The Tigers' right fielder and clean-up hitter was Wahoo Sam Crawford (right), another great Hall of Famer, who once led the league in homers, but specialized in triples, a category he led six times despite competing directly against Cobb. Crawford still holds the all-time record for the most triples in a career, and probably always will, with 309. (Cobb is second.) Crawford, headed to a season mark of .378 with 115 RBI, also had two hits that day.


Playing first base and batting fifth for the Tigers was Jim Delahanty, brother of another great Hall of Famer and a solid star in his own right. Delahanty batted .339 that year and knocked in 94 runs. It was the best of his 13 major league seasons.

Despite all that talent, the visiting Tigers were to finish a dozen games behind the Philadelphia A's that year. While the Tigers were about equal to the A's in offensive firepower, they could not match the great pitching of Connie Mack's Philadelphia team, which featured two Hall of Famers in the rotation and a third pitcher who won 28 games! The A's allowed fewer runs than any other team, while the Tigers finished second-last in that category. In fact, the Tigers were actually on the way downward in 1911 after trips to the World Series in 1907-1909. Despite their great hitting, they would not win another American League pennant until 1934. The hometown Red Sox, although mediocre in 1911 at 78-75, were headed in the other direction, building a powerhouse that would win the World Series the following year on the strength of an epic season from their pitching ace Smoky Joe Wood, who would compile an astounding 34-5 record in 1912. When Wood developed arm troubles, the mighty A's would bounce back to win the pennant in the following two years, but when financial pressures forced Mack to sell off his best players from the A's after the 1914 season, the Red Sox became indisputably the best team in baseball in the late teens. Unfortunately for the Boston partisans, the Sox fell deep into the doldrums after they would sell a certain young pitcher-outfielder named George Herman Ruth to the New York Yankees, thus bringing the so-called "curse of the Bambino" down upon their heads. Whether they were "cursed" or not, the fact remains that, after winning the World Series three times in four years (1915, 1916, 1918), the Bosox would not win another in the next 85 Octobers.
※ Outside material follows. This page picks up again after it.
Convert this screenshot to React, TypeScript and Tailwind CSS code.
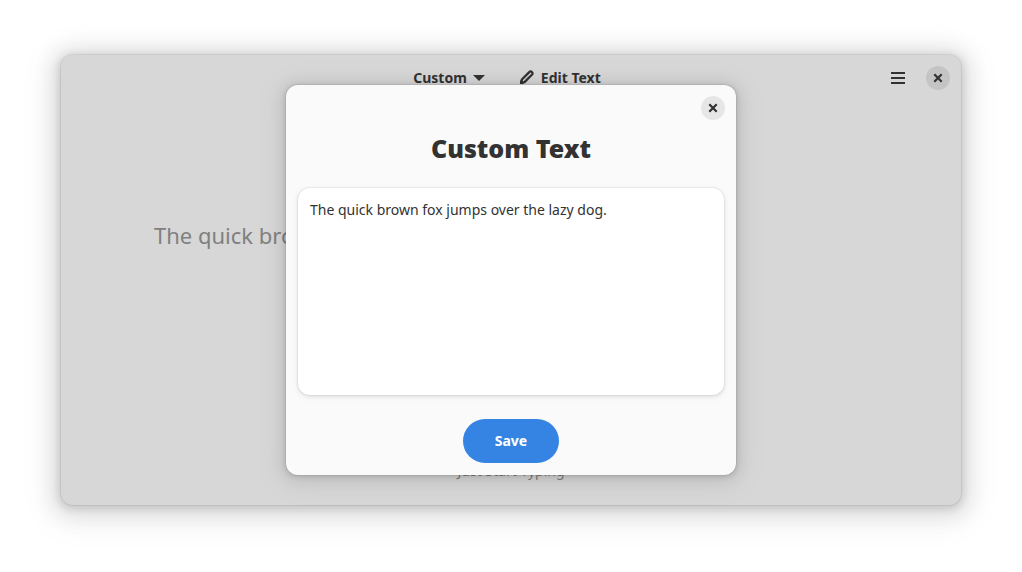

The Huntington Avenue Grounds had a relatively short lifespan. The land, trapped between two different rail lines, was available at a low price, and the entire stadium was built in 1901 for a mere $35,000, according to this plan, with the left field line running approximately south to north:



Without sufficient seating to accommodate the burgeoning crowds of the increasingly popular national pastime, and heading into the age of the automobile without a parking lot, Huntington Grounds was obviously not going to be anything more than a temporary home for the Red Sox. When Fenway Park was ready, the Huntington Avenue ballpark was soon demolished, and the land eventually became the site of Northeastern University. The 2016 image below is positioned at approximately the same orientation as the picture above from the 1911 game, showing the same part of Huntington Avenue and the parallel railroad tracks.



You may notice that the center of the university contains a label that says "Cy Young." This refers to a statue of the famous hurler which has been placed on the exact location where he stood to pitch in the old ballpark.



Cy, the winningest pitcher in history, was an important cog in the Boston team which won the very first World Series in that very location. The 1903 Boston "Pilgrims," champions of the upstart American League, which was then only three years old, were able to defeat the favored Pittsburgh Pirates of the long-established National League in a "best of nine" series. Despite falling behind three games to one, it took the American Leaguers only eight games to defeat the Pirates, with their fifth and final win coming at home. Cy Young won 28 games in the regular season that summer and added two more victories in the World Series. He was also one of the team's best hitters, posting a sparkling .321 batting average during the season.

His totem is not isolated in that college courtyard. The exact location of home plate is also marked, and Cy still faces it appropriately today, and perhaps will until the very end of days.



Meanwhile, baseball in Boston continues not so far away from that spot. Fenway Park replaced the Huntington Grounds less than a year after the 1911 game pictured above, and it is still in use today, a welcome reminder of America's and baseball's gentler past. The satellite image below shows Northeastern University, where Huntington once stood, on the bottom right. Fenway Park is seen on the top left, only about a half mile away.